Further down this line of questioning: who is this film for at all? It’s very clear it’s not intended for a young audience – with the constant lack of excitement helpless to capture the short-lived attention span of the youth – and yet it’s not quite for an older audience either. Again, it just seems like a case where Landesman has no idea what he’s doing.

Landesman’s overly cautious approach to the inherently sensitive material just ends up giving everything a vanilla coating that is almost more offensive than a mishandling. While he tries his damnedest to honor the legacy of JFK in every way possible, everything is so sterilized that it might as well be a Hallmark special. Like those “films,” it’s all very slight, very mild, and mostly tasteless. A mere forty minutes into the film, I thought everything was just about over. Checking my phone (which is something I never, ever do), I realized that it wasn’t even halfway through yet. For a film a smidgen over an hour and a half, this felt like a three-hour docudrama, a testament to the short-lived staying power of this borefest of a history lesson.

And while there is nothing staggeringly bad about it, it’s just that there is so little good about it. Sure, some audience members may experience a sharply visceral reaction, depending on their personal association with said events, but none of that response comes ingrained within the fibers of the film itself.
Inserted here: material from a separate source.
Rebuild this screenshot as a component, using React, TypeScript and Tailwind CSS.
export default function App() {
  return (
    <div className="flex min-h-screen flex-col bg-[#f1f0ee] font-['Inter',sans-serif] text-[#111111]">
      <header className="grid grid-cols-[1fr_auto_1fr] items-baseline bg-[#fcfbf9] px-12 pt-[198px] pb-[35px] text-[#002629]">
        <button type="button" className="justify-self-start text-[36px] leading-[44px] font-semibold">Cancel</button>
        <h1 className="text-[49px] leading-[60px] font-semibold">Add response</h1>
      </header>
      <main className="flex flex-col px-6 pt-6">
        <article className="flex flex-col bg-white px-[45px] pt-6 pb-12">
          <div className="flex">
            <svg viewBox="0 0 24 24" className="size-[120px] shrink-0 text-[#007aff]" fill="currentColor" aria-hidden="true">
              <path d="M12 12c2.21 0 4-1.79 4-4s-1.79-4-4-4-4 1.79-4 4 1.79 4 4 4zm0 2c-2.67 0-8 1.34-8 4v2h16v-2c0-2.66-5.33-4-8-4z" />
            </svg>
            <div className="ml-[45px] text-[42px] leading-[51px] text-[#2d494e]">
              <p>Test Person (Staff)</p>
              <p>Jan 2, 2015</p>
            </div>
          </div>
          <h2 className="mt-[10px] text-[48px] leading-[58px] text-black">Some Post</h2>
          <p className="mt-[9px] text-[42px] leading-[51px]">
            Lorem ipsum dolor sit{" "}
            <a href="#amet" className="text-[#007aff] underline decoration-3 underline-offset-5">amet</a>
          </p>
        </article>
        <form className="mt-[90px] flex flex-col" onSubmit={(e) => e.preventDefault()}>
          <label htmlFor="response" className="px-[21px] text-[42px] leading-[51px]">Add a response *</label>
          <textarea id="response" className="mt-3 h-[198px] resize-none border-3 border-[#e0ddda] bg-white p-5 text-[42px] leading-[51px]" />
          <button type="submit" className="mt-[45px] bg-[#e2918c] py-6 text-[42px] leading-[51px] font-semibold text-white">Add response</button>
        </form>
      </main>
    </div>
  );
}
It all basically amounts to a variety of people crying over the President dying. If you cried back in 1963, I’m sure this will affect you now. Otherwise, you probably won’t feel much at all. And while no one here is arguing that the event at the center of the film are not important pieces of American history, that fact hardly legitimizes the existence of this particular film.

Often told with the wandering panache of a drunkard on Funny or Die’s Drunk History, Parkland has neither foresight into what makes a film interesting nor any captivating power over its audience. Where Drunk History mocks, Parkland tries to educate in the same capacity. Calling it exhaustively ineffective is perhaps the easiest way to sum up the misfire at hand. Try though he may have, Landesman has assassinated his own movie with a magical bullet, a bullet dosed with an extremely effective audience-tranquilizer.